Mr. Speaker, I am speaking with respect to the issue regarding the question I posed to the government on the matter of capital punishment.
The Conservative government's decision not to seek clemency for Alberta born Ronald Allen Smith, the only Canadian on death row in the United States, is not only a reversal of longstanding Canadian law and policy, which would be bad enough, but it reflects a mindset where ideology and politics trump principle and policy.
Indeed, an appreciation of the government's decision reveals a government acting in ignorance of or indifference to law and precedent, both domestic and international, and even unaware of what its own departments are otherwise affirming.
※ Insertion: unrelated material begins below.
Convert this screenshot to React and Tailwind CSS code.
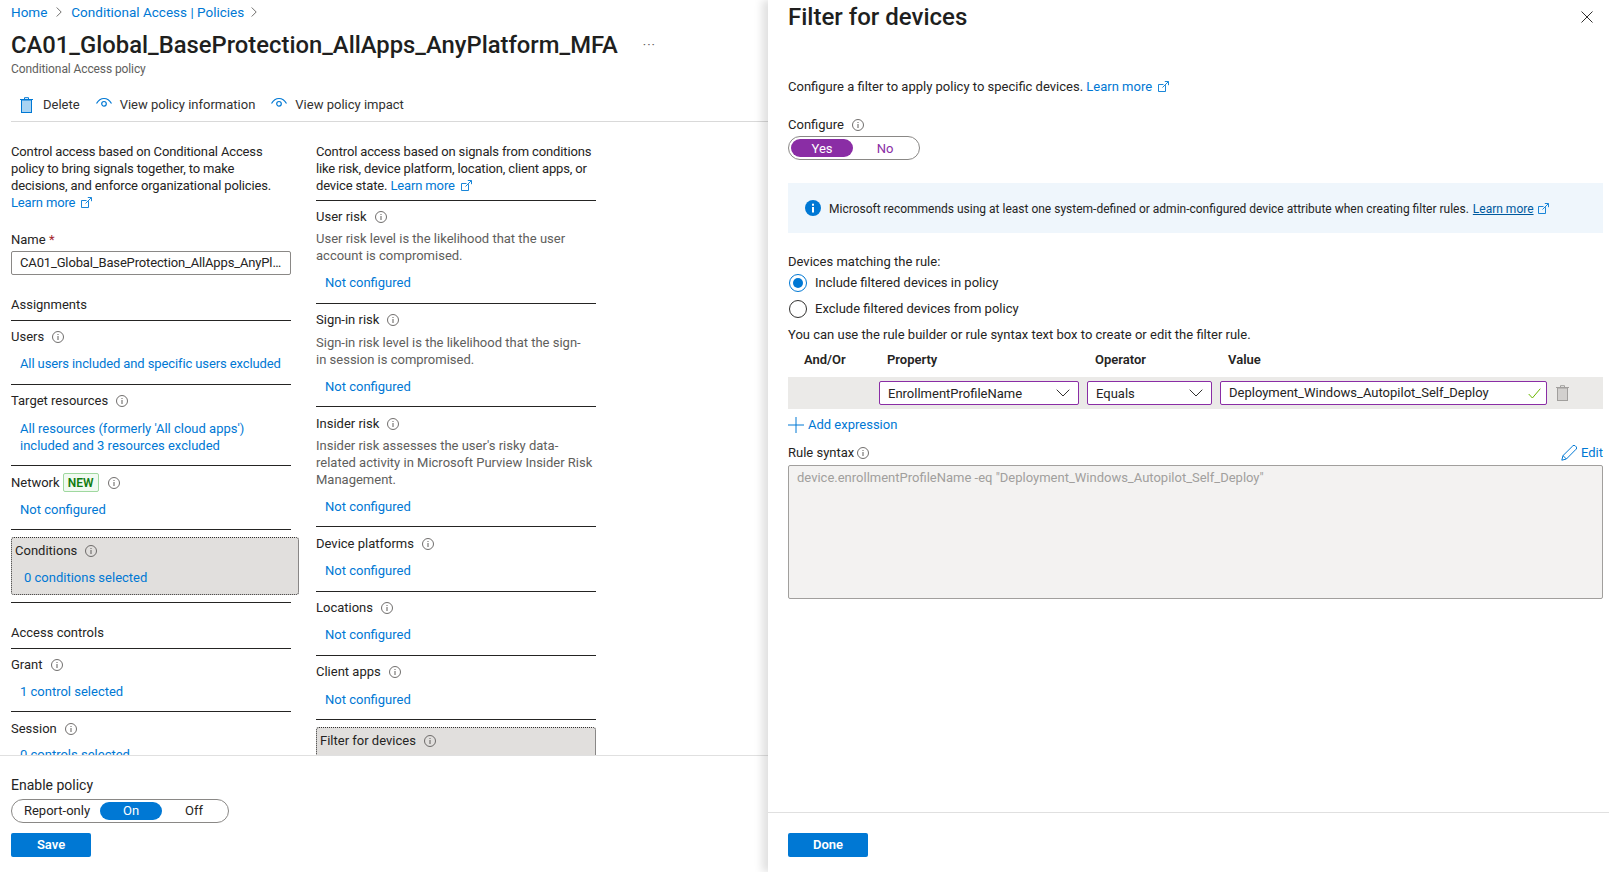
import React from "react";

const Info = ({ className = "ml-[8px]" }) => (
  <svg width="12" height="12" viewBox="0 0 12 12" className={`shrink-0 ${className}`} fill="none">
    <circle cx="6" cy="6" r="5.5" stroke="#605e5c" strokeWidth="0.9" />
    <rect x="5.5" y="5" width="1" height="4" fill="#605e5c" />
    <rect x="5.5" y="3" width="1" height="1" fill="#605e5c" />
  </svg>
);

const Ext = ({ className = "ml-[6px]", color = "#0078d4" }) => (
  <svg width="11" height="11" viewBox="0 0 11 11" className={`inline-block align-[-1px] ${className}`} fill="none" stroke={color} strokeWidth="0.9">
    <path d="M7.5 4.2V10.5H.5V3.5H5.5" />
    <path d="M4.5 6.5L10.2.8M6.800.5h3.700v3.700" />
  </svg>
);

const Eye = () => (
  <svg width="16" height="16" viewBox="0 0 16 16" fill="none" stroke="#0078d4" className="shrink-0">
    <path d="M.5 6.500C2.500 3 5 1.500 8 1.500s5.500 1.500 7.500 5" strokeWidth="1.2" />
    <circle cx="8" cy="6.800" r="2.300" strokeWidth="1.200" />
  </svg>
);

const Chevron = () => (
  <svg width="6" height="10" viewBox="0 0 6 10" fill="none" stroke="#605e5c" strokeWidth="0.9" className="shrink-0">
    <path d="M.7.5L5.2 5 .7 9.5" />
  </svg>
);

const Down = () => (
  <svg width="14" height="8" viewBox="0 0 14 8" fill="none" stroke="#323130" strokeWidth="1" className="shrink-0">
    <path d="M.7.7L7 7 13.3.7" />
  </svg>
);

const Trash = ({ stroke, fill }) => (
  <svg width="13" height="16" viewBox="0 0 13 16" className="shrink-0">
    <rect x="1.500" y="3" width="10" height="12.500" fill={fill} stroke={stroke} strokeWidth="1" />
    <path d="M0 2.500h13M4.500 2.500V.700h4v1.800" fill="none" stroke={stroke} strokeWidth="1" />
  </svg>
);

const Label = ({ children, mt, info = "ml-[8px]" }) => (
  <div className={`flex items-center h-[17px] leading-[17px] ${mt}`}>
    <span>{children}</span>
    <Info className={info} />
  </div>
);

const Lnk = ({ children, mt, pl = "pl-[9px]", extra = "" }) => (
  <div className={`text-[#0078d4] leading-[17px] whitespace-nowrap ${pl} ${mt} ${extra}`}>{children}</div>
);

const Line = ({ mt }) => <div className={`h-px bg-[#252423] ${mt}`} />;

const Desc = ({ children, mt }) => <div className={`text-[#605e5c] leading-[17px] whitespace-nowrap ${mt}`}>{children}</div>;

export default function App() {
  return (
    <div className="flex w-[1609px] h-[872px] overflow-hidden bg-white text-[#252423] text-[13px] font-['Roboto','Noto_Sans',sans-serif]">
      {/* Left blade */}
      <div className="flex flex-col w-[768px] h-full shrink-0">
        <div className="pl-[11px]">
          <div className="flex items-center h-[24px] text-[#0078d4] text-[13.5px]">
            <span>Home</span>
            <span className="mx-[9px] flex"><Chevron /></span>
            <span>Conditional Access | Policies</span>
            <span className="ml-[7px] flex"><Chevron /></span>
          </div>
          <div className="flex items-center h-[36px] mt-[3px]">
            <h1 className="text-[23.8px] font-medium text-[#201f1e] leading-[36px]">CA01_Global_BaseProtection_AllApps_AnyPlatform_MFA</h1>
            <span className="ml-[25px] text-[#605e5c] text-[13px] tracking-[1px] leading-[18px]">···</span>
          </div>
          <div className="h-[12px] leading-[12px] text-[12px] text-[#605e5c] tracking-[-0.1px]">Conditional Access policy</div>
          <div className="flex items-center h-[33px] mt-[14px] border-b border-[#d9d9d9] text-[#323130]">
            <span className="flex ml-[9px]"><Trash stroke="#0078d4" fill="#a9d3f2" /></span>
            <span className="ml-[10px]">Delete</span>
            <span className="flex ml-[16px]"><Eye /></span>
            <span className="ml-[8px]">View policy information</span>
            <span className="flex ml-[16px]"><Eye /></span>
            <span className="ml-[8px]">View policy impact</span>
          </div>
        </div>

        <div className="flex-1 min-h-0 overflow-hidden flex pl-[11px] pt-[21px]">
          {/* Column 1 */}
          <div className="w-[280px] shrink-0">
            <p className="leading-[17px] whitespace-nowrap tracking-[-0.14px]">
              Control access based on Conditional Access<br />
              policy to bring signals together, to make<br />
              decisions, and enforce organizational policies.<br />
              <span className="text-[#0078d4]">Learn more<Ext /></span>
            </p>
            <div className="mt-[20px] h-[17px] leading-[17px]">Name <span className="text-[#a4262c]">*</span></div>
            <div className="mt-[3px] h-[24px] border border-[#8a8886] rounded-[2px] flex items-center pl-[8px] pr-[4px]">
              <span className="truncate tracking-[-0.15px]">CA01_Global_BaseProtection_AllApps_AnyPlatform_MFA</span>
            </div>
            <div className="mt-[21px] leading-[17px]">Assignments</div>
            <Line mt="mt-[7px]" />
            <Label mt="mt-[7px]">Users</Label>
            <Lnk mt="mt-[10px]" extra="tracking-[-0.11px]">All users included and specific users excluded</Lnk>
            <Line mt="mt-[12px]" />
            <Label mt="mt-[7px]">Target resources</Label>
            <Lnk mt="mt-[11px]">All resources (formerly 'All cloud apps')<br />included and 3 resources excluded</Lnk>
            <Line mt="mt-[11px]" />
            <div className="flex items-center h-[17px] mt-[8px]">
              <span>Network</span>
              <span className="ml-[3px] flex items-center justify-center w-[36px] h-[19px] border border-[#9fd89f] bg-[#f1faf1] rounded-[2px] text-[#107c10] font-semibold text-[12px]">NEW</span>
              <Info className="ml-[9px]" />
            </div>
            <Lnk mt="mt-[10px]">Not configured</Lnk>
            <Line mt="mt-[11px]" />
            <div className="mt-[7px] w-[288px] h-[58px] bg-[#e1dfdd] border border-dotted border-[#323130] rounded-[3px] pl-[3px]">
              <Label mt="mt-[4px]">Conditions</Label>
              <Lnk mt="mt-[10px]">0 conditions selected</Lnk>
            </div>
            <Line mt="mt-[7px]" />
            <div className="mt-[21px] leading-[17px]">Access controls</div>
            <Line mt="mt-[7px]" />
            <Label mt="mt-[7px]">Grant</Label>
            <Lnk mt="mt-[10px]">1 control selected</Lnk>
            <Line mt="mt-[11px]" />
            <Label mt="mt-[8px]">Session</Label>
            <Lnk mt="mt-[9px]">0 controls selected</Lnk>
          </div>

          {/* Column 2 */}
          <div className="w-[280px] shrink-0 ml-[25px]">
            <p className="leading-[17px] whitespace-nowrap tracking-[-0.14px]">
              Control access based on signals from conditions<br />
              like risk, device platform, location, client apps, or<br />
              device state. <span className="text-[#0078d4]">Learn more<Ext /></span>
            </p>
            <Line mt="mt-[6px]" />
            <Label mt="mt-[7px]">User risk</Label>
            <Desc mt="mt-[5px]">User risk level is the likelihood that the user<br />account is compromised.</Desc>
            <Lnk mt="mt-[10px]">Not configured</Lnk>
            <Line mt="mt-[12px]" />
            <Label mt="mt-[7px]">Sign-in risk</Label>
            <Desc mt="mt-[6px]">Sign-in risk level is the likelihood that the sign-<br />in session is compromised.</Desc>
            <Lnk mt="mt-[10px]">Not configured</Lnk>
            <Line mt="mt-[11px]" />
            <Label mt="mt-[8px]">Insider risk</Label>
            <Desc mt="mt-[5px]">Insider risk assesses the user's risky data-<br />related activity in Microsoft Purview Insider Risk<br />Management.</Desc>
            <Lnk mt="mt-[10px]">Not configured</Lnk>
            <Line mt="mt-[11px]" />
            <Label mt="mt-[8px]">Device platforms</Label>
            <Lnk mt="mt-[10px]">Not configured</Lnk>
            <Line mt="mt-[12px]" />
            <Label mt="mt-[7px]">Locations</Label>
            <Lnk mt="mt-[10px]">Not configured</Lnk>
            <Line mt="mt-[12px]" />
            <Label mt="mt-[7px]">Client apps</Label>
            <Lnk mt="mt-[11px]">Not configured</Lnk>
            <Line mt="mt-[11px]" />
            <div className="mt-[7px] h-[60px] bg-[#e1dfdd] border border-dotted border-[#323130] rounded-[3px] pl-[3px]">
              <Label mt="mt-[4px]">Filter for devices</Label>
            </div>
          </div>
        </div>

        <div className="h-[117px] shrink-0 border-t border-[#e0e0e0] pl-[11px] pt-[21px]">
          <div className="leading-[17px] text-[14px]">Enable policy</div>
          <div className="mt-[5px] w-[218px] h-[24px] border border-[#8a8886] rounded-full p-[2px] flex items-center">
            <span className="w-[86px] text-center">Report-only</span>
            <span className="w-[62px] h-[18px] rounded-full bg-[#0078d4] text-white flex items-center justify-center">On</span>
            <span className="flex-1 text-center">Off</span>
          </div>
          <div className="mt-[10px] w-[80px] h-[24px] bg-[#0078d4] rounded-[2px] text-white font-semibold flex items-center justify-center">Save</div>
        </div>
      </div>

      {/* Right panel */}
      <div className="relative z-10 flex flex-col flex-1 h-full shadow-[-6px_0_8px_rgba(0,0,0,0.12)] bg-white">
        <div className="flex-1 min-h-0 pl-[20px] pr-[6px]">
          <div className="flex items-center justify-between h-[34px] pr-[10px]">
            <h2 className="text-[24px] font-medium text-[#201f1e] leading-[34px]">Filter for devices</h2>
            <svg width="12" height="12" viewBox="0 0 12 12" stroke="#323130" strokeWidth="1" fill="none"><path d="M.5.5l11 11M11.5.5l-11 11" /></svg>
          </div>
          <div className="mt-[44px] leading-[17px]">
            Configure a filter to apply policy to specific devices. <span className="text-[#0078d4]">Learn more<Ext /></span>
          </div>
          <Label mt="mt-[21px]">Configure</Label>
          <div className="mt-[3px] w-[132px] h-[24px] border border-[#8a8886] rounded-full p-[2px] flex items-center">
            <span className="w-[62px] h-[18px] pt-px rounded-full bg-[#8a2da5] text-white flex items-center justify-center">Yes</span>
            <span className="flex-1 text-center text-[#8a2da5] pt-px">No</span>
          </div>
          <div className="mt-[23px] h-[50px] bg-[#eff6fc] flex items-center pl-[17px] text-[12px]">
            <svg width="16" height="16" viewBox="0 0 16 16" className="shrink-0">
              <circle cx="8" cy="8" r="8" fill="#0078d4" />
              <rect x="7" y="7" width="2" height="5.500" fill="#fff" />
              <rect x="7" y="3.700" width="2" height="2" fill="#fff" />
            </svg>
            <span className="ml-[8px] pt-px">Microsoft recommends using at least one system-defined or admin-configured device attribute when creating filter rules.</span>
            <span className="ml-[4px] pt-px text-[#005a9e] underline">Learn more</span>
            <Ext className="ml-[4px]" />
          </div>
          <div className="mt-[20px] leading-[17px]">Devices matching the rule:</div>
          <div className="mt-[4px] h-[18px] flex items-center pl-px">
            <span className="w-[18px] h-[18px] rounded-full border border-[#0078d4] flex items-center justify-center shrink-0">
              <span className="w-[10px] h-[10px] rounded-full bg-[#0078d4]" />
            </span>
            <span className="ml-[8px]">Include filtered devices in policy</span>
          </div>
          <div className="mt-[8px] h-[18px] flex items-center pl-px">
            <span className="w-[18px] h-[18px] rounded-full border border-[#323130] shrink-0" />
            <span className="ml-[8px]">Exclude filtered devices from policy</span>
          </div>
          <div className="mt-[8px] leading-[17px]">You can use the rule builder or rule syntax text box to create or edit the filter rule.</div>
          <div className="mt-[8px] flex h-[17px] items-center font-semibold pl-[16px]">
            <span className="w-[83px]">And/Or</span>
            <span className="w-[208px]">Property</span>
            <span className="w-[133px]">Operator</span>
            <span>Value</span>
          </div>
          <div className="mt-[9px] h-[32px] bg-[#ebeae8] flex items-center pl-[91px]">
            <div className="w-[200px] h-[24px] bg-white border border-[#8a2da5] rounded-[2px] flex items-center justify-between pl-[8px] pr-[8px]">
              <span className="pt-[2px]">EnrollmentProfileName</span><Down />
            </div>
            <div className="ml-[8px] w-[125px] h-[24px] bg-white border border-[#8a2da5] rounded-[2px] flex items-center justify-between pl-[8px] pr-[8px]">
              <span className="pt-[2px]">Equals</span><Down />
            </div>
            <div className="ml-[8px] w-[327px] h-[24px] bg-white border border-[#8a2da5] rounded-[2px] flex items-center justify-between pl-[8px] pr-[5px]">
              <span>Deployment_Windows_Autopilot_Self_Deploy</span>
              <svg width="13" height="11" viewBox="0 0 13 11" fill="none" stroke="#6bb700" strokeWidth="1"><path d="M.7 6l3.700 4L12.300.7" /></svg>
            </div>
            <span className="flex ml-[9px]"><Trash stroke="#a19f9d" fill="#d2d0ce" /></span>
          </div>
          <div className="mt-[7px] h-[17px] flex items-center text-[#0078d4]">
            <svg width="16" height="16" viewBox="0 0 16 16" stroke="#0078d4" strokeWidth="1" fill="none" className="shrink-0"><path d="M8 0v16M0 8h16" /></svg>
            <span className="ml-[4px]">Add expression</span>
          </div>
          <div className="mt-[11px] h-[17px] flex items-center justify-between">
            <div className="flex items-center">
              <span>Rule syntax</span>
              <Info className="ml-[3px]" />
            </div>
            <div className="flex items-center text-[#0078d4]">
              <svg width="16" height="16" viewBox="0 0 16 16" fill="none" stroke="#0078d4" strokeWidth="1">
                <path d="M.8 15.200l1.200-4.600L11.800.9a1.700 1.700 0 0 1 2.500 0l.8.8a1.700 1.700 0 0 1 0 2.500L5.400 14z" />
                <path d="M2 10.600l3.400 3.400" />
              </svg>
              <span className="ml-[4px]">Edit</span>
            </div>
          </div>
          <div className="mt-[4px] h-[134px] bg-[#f3f2f1] border border-[#a19f9d] rounded-[2px] pl-[8px] pt-[3px] leading-[17px] text-[#a19f9d]">
            device.enrollmentProfileName -eq "Deployment_Windows_Autopilot_Self_Deploy"
          </div>
        </div>
        <div className="h-[60px] shrink-0 border-t border-[#e0e0e0] pl-[20px] pt-[20px]">
          <div className="w-[80px] h-[24px] bg-[#0078d4] rounded-[2px] text-white font-semibold flex items-center justify-center">Done</div>
        </div>
      </div>
    </div>
  );
}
For example, the Department of Foreign Affairs had reaffirmed Canada's traditional policy just days before the government's reversal by stating: “there is no death penalty in Canada...It is the policy of the government of Canada to seek clemency, on humanitarian grounds, for Canadians sentenced to death in foreign countries”.
But the unawareness or indifference did not end there. Witness the following: First, Canadian law prohibits the extradition of an American national to a state in the United States where the death penalty is practised. Yet, the Canadian government will not intervene in the case of a Canadian citizen sentenced to death in an American state.
Second, the Supreme Court of Canada in the Burns and Rafay case held that capital punishment was a violation of section 12 of the Canadian Charter of Rights and Freedoms, and its protection against “cruel and unusual punishment”.
Accordingly, the court ruled that Canada could not extradite these Canadian citizens back to the United States unless it received an assurance from the requesting state that it would not impose the death penalty.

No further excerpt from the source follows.